Exercise aim - Read the lines below. Copy out any that hold the string "html".

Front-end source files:

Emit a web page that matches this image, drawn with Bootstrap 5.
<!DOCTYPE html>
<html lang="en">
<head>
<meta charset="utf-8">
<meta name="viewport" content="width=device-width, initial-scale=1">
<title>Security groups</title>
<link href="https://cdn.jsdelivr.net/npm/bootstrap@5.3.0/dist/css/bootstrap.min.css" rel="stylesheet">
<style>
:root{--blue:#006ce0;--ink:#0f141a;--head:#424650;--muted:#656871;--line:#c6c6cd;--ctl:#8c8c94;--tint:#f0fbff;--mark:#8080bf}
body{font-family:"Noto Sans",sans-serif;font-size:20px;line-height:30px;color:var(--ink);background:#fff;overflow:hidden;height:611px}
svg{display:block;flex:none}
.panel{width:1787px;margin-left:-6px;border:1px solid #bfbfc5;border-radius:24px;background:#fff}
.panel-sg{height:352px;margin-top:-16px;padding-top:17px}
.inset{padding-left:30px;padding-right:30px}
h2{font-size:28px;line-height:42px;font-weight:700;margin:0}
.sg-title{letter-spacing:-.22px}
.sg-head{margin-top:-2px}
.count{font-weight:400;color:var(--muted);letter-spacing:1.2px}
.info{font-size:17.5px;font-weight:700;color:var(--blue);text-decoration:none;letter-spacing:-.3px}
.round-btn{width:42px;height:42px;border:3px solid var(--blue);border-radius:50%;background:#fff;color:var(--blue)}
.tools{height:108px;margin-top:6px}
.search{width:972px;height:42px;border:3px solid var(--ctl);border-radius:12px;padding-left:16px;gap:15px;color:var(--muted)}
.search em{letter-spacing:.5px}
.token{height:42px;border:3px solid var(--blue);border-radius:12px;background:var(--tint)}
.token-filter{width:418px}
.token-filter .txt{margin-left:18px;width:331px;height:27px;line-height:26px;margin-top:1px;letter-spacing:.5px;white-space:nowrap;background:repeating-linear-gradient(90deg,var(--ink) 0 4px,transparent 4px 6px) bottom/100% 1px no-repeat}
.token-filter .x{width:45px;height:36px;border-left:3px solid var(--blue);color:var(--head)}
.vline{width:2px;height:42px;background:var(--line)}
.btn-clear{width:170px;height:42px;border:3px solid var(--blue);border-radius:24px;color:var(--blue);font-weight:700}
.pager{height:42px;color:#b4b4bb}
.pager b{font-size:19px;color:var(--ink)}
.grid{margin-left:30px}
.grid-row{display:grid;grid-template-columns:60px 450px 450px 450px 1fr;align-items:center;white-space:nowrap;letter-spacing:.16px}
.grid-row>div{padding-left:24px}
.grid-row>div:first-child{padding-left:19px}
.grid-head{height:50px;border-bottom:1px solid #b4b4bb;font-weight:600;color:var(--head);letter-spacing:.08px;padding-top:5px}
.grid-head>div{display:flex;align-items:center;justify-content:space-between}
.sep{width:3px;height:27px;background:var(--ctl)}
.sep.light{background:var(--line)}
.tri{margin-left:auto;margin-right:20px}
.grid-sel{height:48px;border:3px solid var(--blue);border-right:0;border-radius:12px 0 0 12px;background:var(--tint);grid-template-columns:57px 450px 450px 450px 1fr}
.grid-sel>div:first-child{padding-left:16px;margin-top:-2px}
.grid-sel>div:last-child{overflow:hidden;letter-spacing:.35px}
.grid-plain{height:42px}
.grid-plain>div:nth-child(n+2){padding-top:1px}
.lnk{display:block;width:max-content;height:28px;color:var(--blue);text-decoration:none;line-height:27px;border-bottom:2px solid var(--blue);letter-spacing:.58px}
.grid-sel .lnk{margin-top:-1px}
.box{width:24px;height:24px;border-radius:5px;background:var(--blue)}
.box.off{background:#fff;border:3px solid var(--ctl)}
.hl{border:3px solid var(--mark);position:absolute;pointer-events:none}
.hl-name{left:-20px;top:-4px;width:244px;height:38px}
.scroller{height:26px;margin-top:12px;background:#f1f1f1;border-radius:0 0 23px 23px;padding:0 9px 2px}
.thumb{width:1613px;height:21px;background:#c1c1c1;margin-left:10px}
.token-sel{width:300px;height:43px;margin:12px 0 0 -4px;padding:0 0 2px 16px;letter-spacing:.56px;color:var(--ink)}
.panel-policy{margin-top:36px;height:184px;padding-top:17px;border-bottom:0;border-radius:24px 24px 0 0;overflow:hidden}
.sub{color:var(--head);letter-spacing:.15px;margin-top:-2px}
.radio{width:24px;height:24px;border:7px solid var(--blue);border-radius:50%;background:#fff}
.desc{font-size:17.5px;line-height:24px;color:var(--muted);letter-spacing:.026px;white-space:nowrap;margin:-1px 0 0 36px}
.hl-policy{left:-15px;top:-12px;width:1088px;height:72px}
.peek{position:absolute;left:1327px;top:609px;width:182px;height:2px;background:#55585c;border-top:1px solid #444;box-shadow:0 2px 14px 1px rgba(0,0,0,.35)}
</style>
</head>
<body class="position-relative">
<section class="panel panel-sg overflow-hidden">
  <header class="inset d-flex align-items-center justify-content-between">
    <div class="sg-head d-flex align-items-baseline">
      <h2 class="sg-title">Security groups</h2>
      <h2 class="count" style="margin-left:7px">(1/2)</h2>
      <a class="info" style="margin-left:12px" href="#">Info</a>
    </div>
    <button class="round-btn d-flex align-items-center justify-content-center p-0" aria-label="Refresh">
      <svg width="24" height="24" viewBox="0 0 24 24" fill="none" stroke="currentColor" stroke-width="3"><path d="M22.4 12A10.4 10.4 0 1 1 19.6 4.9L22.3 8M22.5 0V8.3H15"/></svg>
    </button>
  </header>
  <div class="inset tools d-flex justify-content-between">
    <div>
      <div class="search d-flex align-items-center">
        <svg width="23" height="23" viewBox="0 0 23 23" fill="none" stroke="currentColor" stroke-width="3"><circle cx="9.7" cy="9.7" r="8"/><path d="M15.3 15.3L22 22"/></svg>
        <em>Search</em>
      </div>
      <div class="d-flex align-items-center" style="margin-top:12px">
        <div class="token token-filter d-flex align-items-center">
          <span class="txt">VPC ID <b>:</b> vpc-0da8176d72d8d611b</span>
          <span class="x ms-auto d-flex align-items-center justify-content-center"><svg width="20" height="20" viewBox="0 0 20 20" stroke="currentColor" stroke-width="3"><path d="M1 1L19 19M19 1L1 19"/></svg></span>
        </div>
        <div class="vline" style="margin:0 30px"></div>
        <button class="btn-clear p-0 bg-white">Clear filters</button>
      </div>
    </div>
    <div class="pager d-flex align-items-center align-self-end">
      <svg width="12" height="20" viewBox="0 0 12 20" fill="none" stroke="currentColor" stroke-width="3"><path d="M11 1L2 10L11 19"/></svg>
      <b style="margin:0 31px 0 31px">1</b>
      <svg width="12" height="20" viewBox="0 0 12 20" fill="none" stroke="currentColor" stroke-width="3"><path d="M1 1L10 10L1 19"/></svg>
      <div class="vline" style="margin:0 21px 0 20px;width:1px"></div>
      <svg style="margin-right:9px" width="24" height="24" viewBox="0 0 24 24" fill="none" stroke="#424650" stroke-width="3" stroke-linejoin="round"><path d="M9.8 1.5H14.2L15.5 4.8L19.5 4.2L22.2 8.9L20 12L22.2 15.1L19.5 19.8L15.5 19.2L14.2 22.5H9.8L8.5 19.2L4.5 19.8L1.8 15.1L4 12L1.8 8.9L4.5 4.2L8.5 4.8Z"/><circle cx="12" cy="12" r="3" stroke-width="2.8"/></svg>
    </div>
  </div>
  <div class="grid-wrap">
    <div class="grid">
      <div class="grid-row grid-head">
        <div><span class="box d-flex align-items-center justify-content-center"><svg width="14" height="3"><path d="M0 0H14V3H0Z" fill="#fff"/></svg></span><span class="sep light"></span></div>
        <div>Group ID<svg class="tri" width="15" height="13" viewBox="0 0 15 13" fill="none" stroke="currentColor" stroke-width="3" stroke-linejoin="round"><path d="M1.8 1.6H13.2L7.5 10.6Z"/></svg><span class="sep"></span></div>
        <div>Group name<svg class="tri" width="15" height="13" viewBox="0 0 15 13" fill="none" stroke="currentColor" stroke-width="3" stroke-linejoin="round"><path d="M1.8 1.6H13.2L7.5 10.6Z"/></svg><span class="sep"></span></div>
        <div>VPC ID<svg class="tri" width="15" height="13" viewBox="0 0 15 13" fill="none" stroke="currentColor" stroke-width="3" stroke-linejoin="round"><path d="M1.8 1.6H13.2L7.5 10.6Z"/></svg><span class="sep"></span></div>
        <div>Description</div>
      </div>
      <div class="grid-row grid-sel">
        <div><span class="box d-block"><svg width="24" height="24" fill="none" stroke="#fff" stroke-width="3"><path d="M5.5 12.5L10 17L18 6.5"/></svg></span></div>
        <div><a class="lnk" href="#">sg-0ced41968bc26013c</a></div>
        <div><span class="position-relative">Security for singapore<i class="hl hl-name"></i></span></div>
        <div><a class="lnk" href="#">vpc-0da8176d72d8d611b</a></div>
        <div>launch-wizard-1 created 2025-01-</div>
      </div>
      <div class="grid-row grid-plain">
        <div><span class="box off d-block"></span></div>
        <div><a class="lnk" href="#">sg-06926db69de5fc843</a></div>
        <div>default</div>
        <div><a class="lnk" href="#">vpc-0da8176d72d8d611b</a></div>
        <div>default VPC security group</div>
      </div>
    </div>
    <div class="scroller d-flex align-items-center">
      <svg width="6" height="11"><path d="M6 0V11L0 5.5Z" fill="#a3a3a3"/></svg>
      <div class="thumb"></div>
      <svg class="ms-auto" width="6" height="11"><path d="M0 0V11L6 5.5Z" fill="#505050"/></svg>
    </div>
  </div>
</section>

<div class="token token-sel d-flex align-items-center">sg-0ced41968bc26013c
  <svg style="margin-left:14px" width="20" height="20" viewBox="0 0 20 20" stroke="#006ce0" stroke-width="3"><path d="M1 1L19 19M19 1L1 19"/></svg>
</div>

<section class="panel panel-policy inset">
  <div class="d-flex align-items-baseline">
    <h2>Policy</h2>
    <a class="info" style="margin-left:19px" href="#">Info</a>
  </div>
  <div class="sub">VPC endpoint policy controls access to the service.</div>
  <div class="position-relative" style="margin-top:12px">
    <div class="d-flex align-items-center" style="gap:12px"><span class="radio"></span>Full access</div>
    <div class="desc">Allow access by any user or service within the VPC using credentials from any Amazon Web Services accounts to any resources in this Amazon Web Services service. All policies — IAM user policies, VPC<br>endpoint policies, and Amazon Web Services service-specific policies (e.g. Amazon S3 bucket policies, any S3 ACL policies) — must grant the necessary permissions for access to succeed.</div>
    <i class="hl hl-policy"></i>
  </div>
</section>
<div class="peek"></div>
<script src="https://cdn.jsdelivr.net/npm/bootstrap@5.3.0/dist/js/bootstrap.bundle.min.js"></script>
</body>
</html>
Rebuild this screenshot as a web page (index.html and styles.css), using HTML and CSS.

Task output -
<!DOCTYPE html>
<html lang="en">
</html>
Rebuild this screenshot as a web page (index.html and styles.css), using HTML and CSS.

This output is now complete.